Pull out every line from the listing that has the word "this".
───── Recorded information
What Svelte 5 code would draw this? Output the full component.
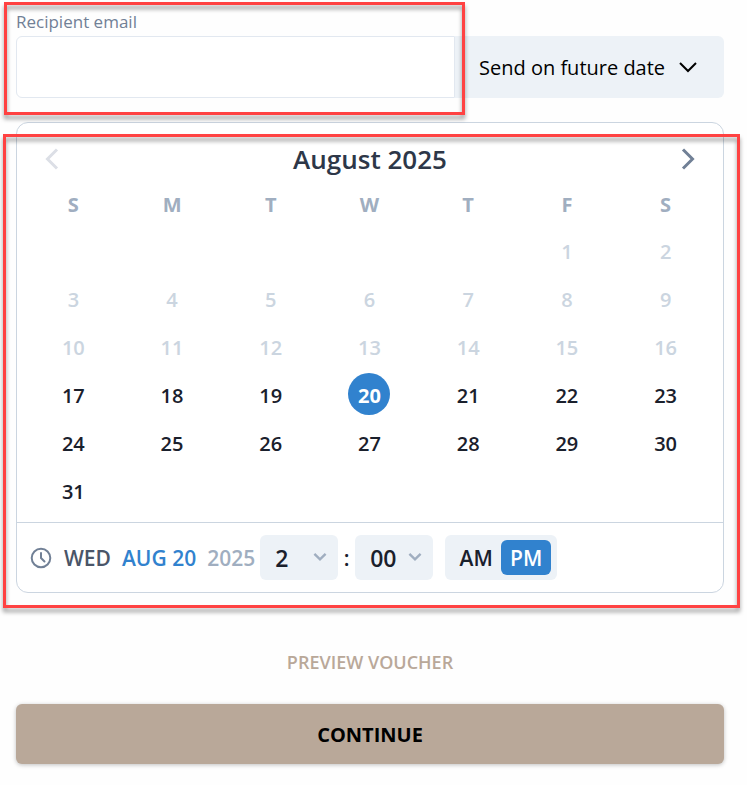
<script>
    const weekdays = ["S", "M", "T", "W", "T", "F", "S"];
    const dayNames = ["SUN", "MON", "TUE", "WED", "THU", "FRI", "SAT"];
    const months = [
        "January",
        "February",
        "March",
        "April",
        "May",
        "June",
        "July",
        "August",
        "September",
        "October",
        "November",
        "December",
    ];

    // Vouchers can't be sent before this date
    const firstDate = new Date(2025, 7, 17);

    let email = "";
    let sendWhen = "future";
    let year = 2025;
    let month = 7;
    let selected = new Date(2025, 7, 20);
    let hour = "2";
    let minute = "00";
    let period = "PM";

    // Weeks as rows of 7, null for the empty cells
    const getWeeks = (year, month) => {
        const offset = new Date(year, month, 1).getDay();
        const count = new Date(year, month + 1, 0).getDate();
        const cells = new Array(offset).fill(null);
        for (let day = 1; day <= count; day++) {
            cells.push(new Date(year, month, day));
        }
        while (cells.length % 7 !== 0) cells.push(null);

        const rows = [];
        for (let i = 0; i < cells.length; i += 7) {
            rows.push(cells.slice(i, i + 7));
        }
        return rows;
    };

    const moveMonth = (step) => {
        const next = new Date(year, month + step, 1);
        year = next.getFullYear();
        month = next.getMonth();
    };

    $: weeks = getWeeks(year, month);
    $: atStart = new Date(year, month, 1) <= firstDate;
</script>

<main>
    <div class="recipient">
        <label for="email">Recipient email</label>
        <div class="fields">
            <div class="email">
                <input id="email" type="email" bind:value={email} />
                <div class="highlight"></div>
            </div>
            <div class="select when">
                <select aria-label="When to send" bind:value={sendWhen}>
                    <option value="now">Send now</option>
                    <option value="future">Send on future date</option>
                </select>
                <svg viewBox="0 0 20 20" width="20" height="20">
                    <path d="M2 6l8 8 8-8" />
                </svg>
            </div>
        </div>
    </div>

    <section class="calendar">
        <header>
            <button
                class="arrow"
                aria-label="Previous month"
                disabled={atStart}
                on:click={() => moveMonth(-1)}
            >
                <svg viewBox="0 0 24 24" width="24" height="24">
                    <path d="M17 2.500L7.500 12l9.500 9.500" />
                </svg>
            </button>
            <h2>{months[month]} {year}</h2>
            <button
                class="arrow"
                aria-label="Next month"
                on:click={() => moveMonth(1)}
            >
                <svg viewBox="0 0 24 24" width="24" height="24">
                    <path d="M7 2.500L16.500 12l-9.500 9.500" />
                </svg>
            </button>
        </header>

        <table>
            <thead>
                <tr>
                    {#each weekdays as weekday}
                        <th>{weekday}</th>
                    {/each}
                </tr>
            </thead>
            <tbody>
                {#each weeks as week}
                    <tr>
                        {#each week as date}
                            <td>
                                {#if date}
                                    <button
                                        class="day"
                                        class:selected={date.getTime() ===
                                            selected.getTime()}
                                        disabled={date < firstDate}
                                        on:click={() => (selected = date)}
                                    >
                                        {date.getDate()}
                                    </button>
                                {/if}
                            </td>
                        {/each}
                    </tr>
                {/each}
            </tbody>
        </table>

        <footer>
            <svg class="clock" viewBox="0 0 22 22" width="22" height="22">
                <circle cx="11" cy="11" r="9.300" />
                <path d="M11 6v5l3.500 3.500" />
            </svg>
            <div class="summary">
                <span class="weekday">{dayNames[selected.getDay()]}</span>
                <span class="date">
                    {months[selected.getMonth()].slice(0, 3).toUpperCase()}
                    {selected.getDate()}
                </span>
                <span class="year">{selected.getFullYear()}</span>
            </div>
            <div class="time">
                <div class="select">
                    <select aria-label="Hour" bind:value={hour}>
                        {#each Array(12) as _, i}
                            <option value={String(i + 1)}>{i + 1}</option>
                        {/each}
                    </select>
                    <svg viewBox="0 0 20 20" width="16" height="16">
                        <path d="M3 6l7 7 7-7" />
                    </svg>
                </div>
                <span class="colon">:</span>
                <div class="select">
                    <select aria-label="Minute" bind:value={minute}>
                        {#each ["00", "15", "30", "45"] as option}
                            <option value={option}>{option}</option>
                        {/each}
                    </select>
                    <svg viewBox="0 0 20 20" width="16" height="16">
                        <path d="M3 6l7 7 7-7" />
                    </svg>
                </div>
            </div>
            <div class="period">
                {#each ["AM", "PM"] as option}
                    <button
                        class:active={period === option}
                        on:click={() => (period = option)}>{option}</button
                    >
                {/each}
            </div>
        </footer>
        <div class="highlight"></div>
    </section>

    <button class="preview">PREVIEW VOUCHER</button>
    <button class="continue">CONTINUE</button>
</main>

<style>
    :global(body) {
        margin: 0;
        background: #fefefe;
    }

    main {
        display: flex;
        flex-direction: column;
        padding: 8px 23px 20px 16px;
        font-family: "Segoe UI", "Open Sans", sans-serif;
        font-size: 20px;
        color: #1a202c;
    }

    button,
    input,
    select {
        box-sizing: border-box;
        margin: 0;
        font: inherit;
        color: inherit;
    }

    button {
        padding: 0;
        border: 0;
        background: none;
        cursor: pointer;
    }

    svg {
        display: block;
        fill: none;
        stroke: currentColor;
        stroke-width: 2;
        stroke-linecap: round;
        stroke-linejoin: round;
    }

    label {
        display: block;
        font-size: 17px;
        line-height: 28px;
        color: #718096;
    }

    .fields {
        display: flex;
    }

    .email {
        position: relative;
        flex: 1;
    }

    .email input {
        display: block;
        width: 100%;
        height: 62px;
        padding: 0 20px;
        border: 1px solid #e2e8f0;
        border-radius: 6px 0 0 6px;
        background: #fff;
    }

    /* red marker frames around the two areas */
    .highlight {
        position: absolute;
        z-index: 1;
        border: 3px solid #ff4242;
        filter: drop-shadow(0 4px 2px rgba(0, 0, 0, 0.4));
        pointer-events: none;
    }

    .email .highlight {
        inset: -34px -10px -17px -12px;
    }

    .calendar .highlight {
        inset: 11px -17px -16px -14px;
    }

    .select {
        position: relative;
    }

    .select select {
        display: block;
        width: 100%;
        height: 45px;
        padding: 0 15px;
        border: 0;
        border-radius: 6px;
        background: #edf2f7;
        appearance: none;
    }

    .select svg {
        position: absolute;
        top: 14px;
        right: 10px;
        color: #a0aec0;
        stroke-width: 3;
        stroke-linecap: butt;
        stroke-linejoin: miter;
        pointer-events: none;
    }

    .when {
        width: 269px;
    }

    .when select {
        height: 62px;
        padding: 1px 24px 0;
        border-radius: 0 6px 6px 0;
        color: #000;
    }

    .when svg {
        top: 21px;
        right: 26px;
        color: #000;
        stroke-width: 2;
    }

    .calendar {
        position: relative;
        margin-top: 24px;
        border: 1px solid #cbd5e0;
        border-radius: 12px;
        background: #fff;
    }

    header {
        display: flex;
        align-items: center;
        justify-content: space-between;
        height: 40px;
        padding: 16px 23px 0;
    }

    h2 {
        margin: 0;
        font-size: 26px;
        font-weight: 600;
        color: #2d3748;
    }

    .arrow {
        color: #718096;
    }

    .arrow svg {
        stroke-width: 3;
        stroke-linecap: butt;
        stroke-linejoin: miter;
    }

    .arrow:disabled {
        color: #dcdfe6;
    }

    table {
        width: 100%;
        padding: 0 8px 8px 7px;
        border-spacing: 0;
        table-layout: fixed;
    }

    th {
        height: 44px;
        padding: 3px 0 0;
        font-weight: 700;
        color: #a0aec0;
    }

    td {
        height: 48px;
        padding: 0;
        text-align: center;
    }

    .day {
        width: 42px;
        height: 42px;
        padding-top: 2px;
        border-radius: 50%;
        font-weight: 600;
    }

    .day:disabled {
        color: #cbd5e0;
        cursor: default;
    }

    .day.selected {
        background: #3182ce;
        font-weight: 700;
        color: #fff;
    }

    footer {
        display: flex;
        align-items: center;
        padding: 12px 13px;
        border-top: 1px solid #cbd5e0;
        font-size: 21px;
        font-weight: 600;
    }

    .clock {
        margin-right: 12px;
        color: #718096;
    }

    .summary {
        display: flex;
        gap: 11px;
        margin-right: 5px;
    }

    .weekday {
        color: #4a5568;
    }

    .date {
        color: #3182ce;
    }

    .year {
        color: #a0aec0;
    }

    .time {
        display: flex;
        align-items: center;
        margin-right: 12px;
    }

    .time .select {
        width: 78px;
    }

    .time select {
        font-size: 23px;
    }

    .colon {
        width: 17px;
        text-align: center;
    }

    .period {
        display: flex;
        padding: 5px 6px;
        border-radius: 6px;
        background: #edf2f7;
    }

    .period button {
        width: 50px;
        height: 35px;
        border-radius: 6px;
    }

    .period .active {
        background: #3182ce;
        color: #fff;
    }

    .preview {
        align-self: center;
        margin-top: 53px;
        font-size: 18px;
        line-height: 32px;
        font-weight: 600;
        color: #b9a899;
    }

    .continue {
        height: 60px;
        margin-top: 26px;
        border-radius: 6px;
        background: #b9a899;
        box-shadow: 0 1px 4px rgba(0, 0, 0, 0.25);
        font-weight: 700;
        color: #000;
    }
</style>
──────────
**Task answer:**
What Svelte 5 code would draw this? Output the full component.
    // Vouchers can't be sent before this date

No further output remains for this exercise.